In these investigations, however, made rather from
an ethnographic than a theological point of view, there has seemed little
need of entering into direct controversial argument, which indeed I have
taken pains to avoid as far as possible. The connexion which runs through
religion, from its rudest forms up to the status of an enlightened Christianity,
may be conveniently treated of with little recourse to dogmatic theology.
The rites of sacrifice and purification may be studied in their stages
of development without entering into questions of their authority and value,
nor does an examination of the successive phases of the world's belief
in a future life demand a discussion of the arguments that may be adduced
upon it for our own conviction. Such ethnographic results may then be left
as materials for professed theologians, and it will not perhaps be long
before evidence so fraught with meaning shall take its legitimate place.

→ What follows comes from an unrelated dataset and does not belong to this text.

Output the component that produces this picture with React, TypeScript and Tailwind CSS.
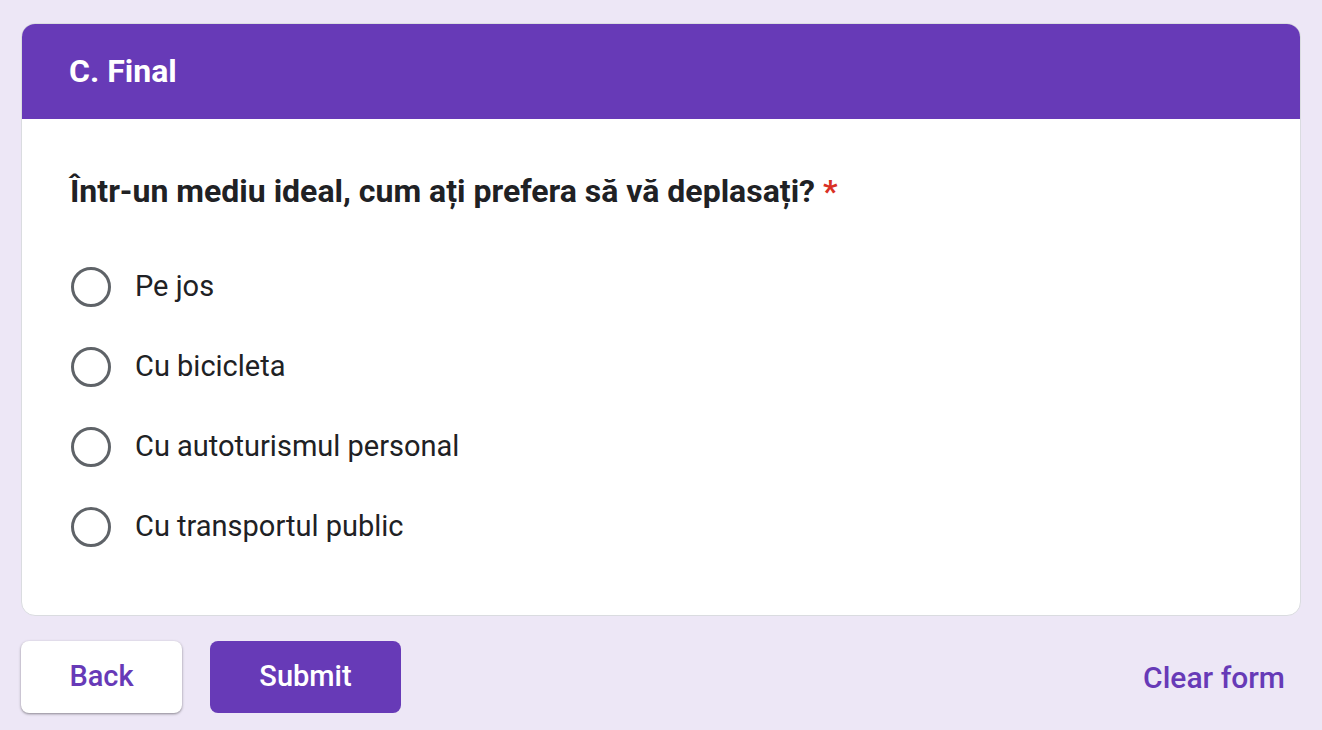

To fall back once again on the analogy of natural history, the time may
soon come when it will be thought as unreasonable for a scientific student
of theology not to have a competent acquaintance with the principles of
the religions of the lower races, as for a physiologist to look with
22
the contempt of fifty years ago on evidence derived from the lower forms
of life, deeming the structure of mere invertebrate creatures matter unworthy
of his philosophic study.
Not merely as a matter of curious research, but
as an important practical guide to the understanding of the present, and
the shaping of the future, the investigation into the origin and early
development of civilization must be pushed on zealously. Every possible
avenue of knowledge must be explored, every door tried to see if it is
open. No kind of evidence need be left untouched on the score of remoteness
or complexity, of minuteness or triviality. The tendency of modern enquiry
is more and more toward the conclusion that if law is anywhere, it is everywhere.
To despair of what a conscientious collection and study of facts may lead
to, and to declare any problem insoluble, because difficult and far off;
is distinctly to be on the wrong side in science; and he who will choose
a hopeless task may set himself to discover the limits of discovery.
One remembers Comte starting in his account of astronomy with a remark
on the necessary limitation of our knowledge of the stars: we conceive,
he tells us, the possibility of determining their form, distance, size,
and movement, whilst we should never by any method be able to study their
chemical composition, their mineralogical structure, &c. Had
the philosopher lived to see the application of spectrum analysis to this
very problem, his proclamation of the dispiriting doctrine of necessary
ignorance would perhaps have been recanted in favour of a more hopeful
view. And it seems to be with the philosophy of remote human life somewhat
as with the study of the nature of the celestial bodies. The processes
to be made out in the early stages of our mental evolution lie distant
from us in time as the stars lie distant from us in space, but the laws
of the universe are not limited with the direct observation of our senses.
There is vast material to be used in our enquiry; many workers are now
busied in bringing this material into shape, though little may have yet
been done in proportion to what remains to do; and already it seems not
too much to say that the vague outlines of a philosophy of primaeval history
are beginning to come within our view.